I got a job in my late teens, despite many doubts from my stay-at-home, homeschooling mother. I loved it. I saved money and made big plans, bought a car, started studying at a local college, in spite of college being actively discouraged. I was told that women didn’t need to go to college, since they were expected to get married and stay at home raising babies. Besides, colleges were full of worldly teachings that might lead me astray.

But I couldn’t stop, I couldn’t go back to my stifling stay-at-home life. In fact, I stayed away from home as much as possible, unable to handle the constant tension when I walked in the door.

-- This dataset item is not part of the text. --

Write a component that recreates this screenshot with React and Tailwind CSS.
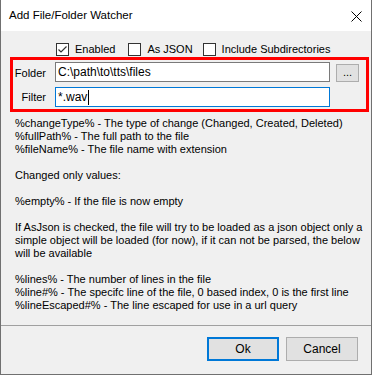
import React from 'react'

const lines = [
  '%changeType% - The type of change (Changed, Created, Deleted)',
  '%fullPath% - The full path to the file',
  '%fileName% - The file name with extension',
  '',
  'Changed only values:',
  '',
  '%empty% - If the file is now empty',
  '',
  'If AsJson is checked, the file will try to be loaded as a json object only a',
  'simple object will be loaded (for now), if it can not be parsed, the below',
  'will be available',
  '',
  '%lines% - The number of lines in the file',
  '%line#% - The specifc line of the file, 0 based index, 0 is the first line',
  '%lineEscaped#% - The line escaped for use in a url query',
]

function CheckBox({ checked, label, className }) {
  return (
    <div className={`flex items-center ${className}`}>
      <div className="w-[13px] h-[13px] border border-[#333333] bg-white flex items-center justify-center">
        {checked && (
          <svg width="11" height="11" viewBox="0 0 11 11">
            <polyline points="1.5,5.5 4,8 9.5,2.5" fill="none" stroke="#333333" strokeWidth="1.2" />
          </svg>
        )}
      </div>
      <span className="ml-[6px] text-[11px] leading-[13px]">{label}</span>
    </div>
  )
}

export default function App() {
  return (
    <div className="w-[372px] h-[375px] flex flex-col border-x border-b border-[#707070] bg-[#f0f0f0] text-black font-['Liberation_Sans',Arial,sans-serif]">
      <div className="h-[31px] bg-white flex items-center justify-between pl-[8px] pr-[9px]">
        <span className="text-[11.5px] pt-[1px]">Add File/Folder Watcher</span>
        <svg width="11" height="11" viewBox="0 0 11 11" className="mt-[1px]">
          <line x1="0.5" y1="0.5" x2="10.5" y2="10.5" stroke="#000" strokeWidth="1" />
          <line x1="10.5" y1="0.5" x2="0.5" y2="10.5" stroke="#000" strokeWidth="1" />
        </svg>
      </div>

      <div className="flex mt-[12px] pl-[55px] h-[13px]">
        <CheckBox checked label="Enabled" />
        <CheckBox label="As JSON" className="ml-[13px]" />
        <CheckBox label="Include Subdirectories" className="ml-[10px]" />
      </div>

      <div className="ml-[9px] mt-[1px] w-[359px] h-[55px] border-[3px] border-[#ff0000] flex flex-col pt-[2px]">
        <div className="flex items-center h-[20px]">
          <span className="w-[33px] text-right text-[11px] mr-[9px] pt-[2px]">Folder</span>
          <div className="w-[275px] h-[20px] bg-white border border-[#7a7a7a] flex items-center pl-[2px] text-[12px]">
            C:\path\to\tts\files
          </div>
          <div className="ml-[6px] w-[23px] h-[18px] mt-[2px] bg-[#e1e1e1] border border-[#adadad] flex items-center justify-center text-[11px] pb-[1px] leading-none">
            ...
          </div>
        </div>
        <div className="flex items-center h-[20px] mt-[5px]">
          <span className="w-[33px] text-right text-[11px] mr-[9px]">Filter</span>
          <div className="w-[275px] h-[20px] bg-white border border-[#0078d7] flex items-center pl-[2px] text-[12px]">
            *.wav
            <span className="w-px h-[15px] bg-black ml-px" />
          </div>
        </div>
      </div>

      <div className="mt-[5px] pl-[14px] h-[208px] text-[11px] leading-[13px]">
        {lines.map((l, i) => (
          <div key={i} className="h-[13px] whitespace-pre">{l || ' '}</div>
        ))}
      </div>

      <div className="h-px bg-[#a0a0a0]" />

      <div className="flex justify-end gap-[7px] pr-[13px] mt-[11px]">
        <button className="w-[72px] h-[24px] bg-[#e1e1e1] border-2 border-[#0078d7] text-[12px]">Ok</button>
        <button className="w-[72px] h-[24px] bg-[#e1e1e1] border border-[#adadad] text-[12px]">Cancel</button>
      </div>
    </div>
  )
}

That tension got worse and worse.

I started seeing a licensed counselor in secret because I was so miserable, depressed, and anxious. I thought about suicide every day, but with hell looming on the other side of the curtain, I never attempted it. I was torn between my desire to be my own person, and the terrible fear that I was a sinner for wanting freedom.

I had been told so clearly that being my own person was Not Okay. I wasn’t supposed to be focused on myself, I was supposed to focus on God and other people. I remember being nervous about a musical recital that I was supposed to perform at. Instead of giving me the usual humorous advice about imagining the audience in their underwear, my mother told me that being nervous was sin—it meant I was focusing on myself and how I was performing, rather than trying to please the audience. Great. I couldn’t even be nervous without sinning. And doesn’t that just cut to the heart of being a woman in the patriarchy? You are there to please other people.

There’s a lot of danger in homeschooling. My mother worked hard to teach us. She loved us, but she was afraid. My siblings and I lived in an island of isolation containing our home and our church. We grew up being told that there was only one way to worship God, only one way to honor Him (of course God was male!) and that most of the world was going to hell. My mother’s worst fear, I think, was that her children would burn in eternal flames, and she wrapped us in a cocoon of anxiety and rule-following and strict roles to play in this life, hoping it would keep us on the straight and narrow. The anger that often blazed from her was fueled by fear.

But there was something inside me that fought this worldview, something that refused to accept my fate as an obedient female. My mind tried to detach itself from what was happening around me—I was frequently in a state of derealization, aware of myself but not really “in” myself. But I couldn’t turn back time, and with the help of counseling I began to realize that I didn’t have to live in a constant state of guilt over my perceived failure to be the perfect patriarchal daughter.

Slowly, so slowly, I began to accept that it was okay to be myself.

I began to take a stand, one decision at a time. I was met with resistance, screaming, shouting, threats of hell. But I hunkered down behind each decision I made like a soldier engaged in trench warfare, creeping across the battlefield. What clothes I wore. What college I went to. What career I chose. Then I moved out of my parents’ house, knowing with a glorious sense of peace that I would never move back in. It wasn’t the end of the war, but it was my Gettysburg, and I was Meade, not Lee.

They said the wrath of God would strike like lightning from the sky. But I stepped out from under the umbrella of patriarchy—and the sky was clear.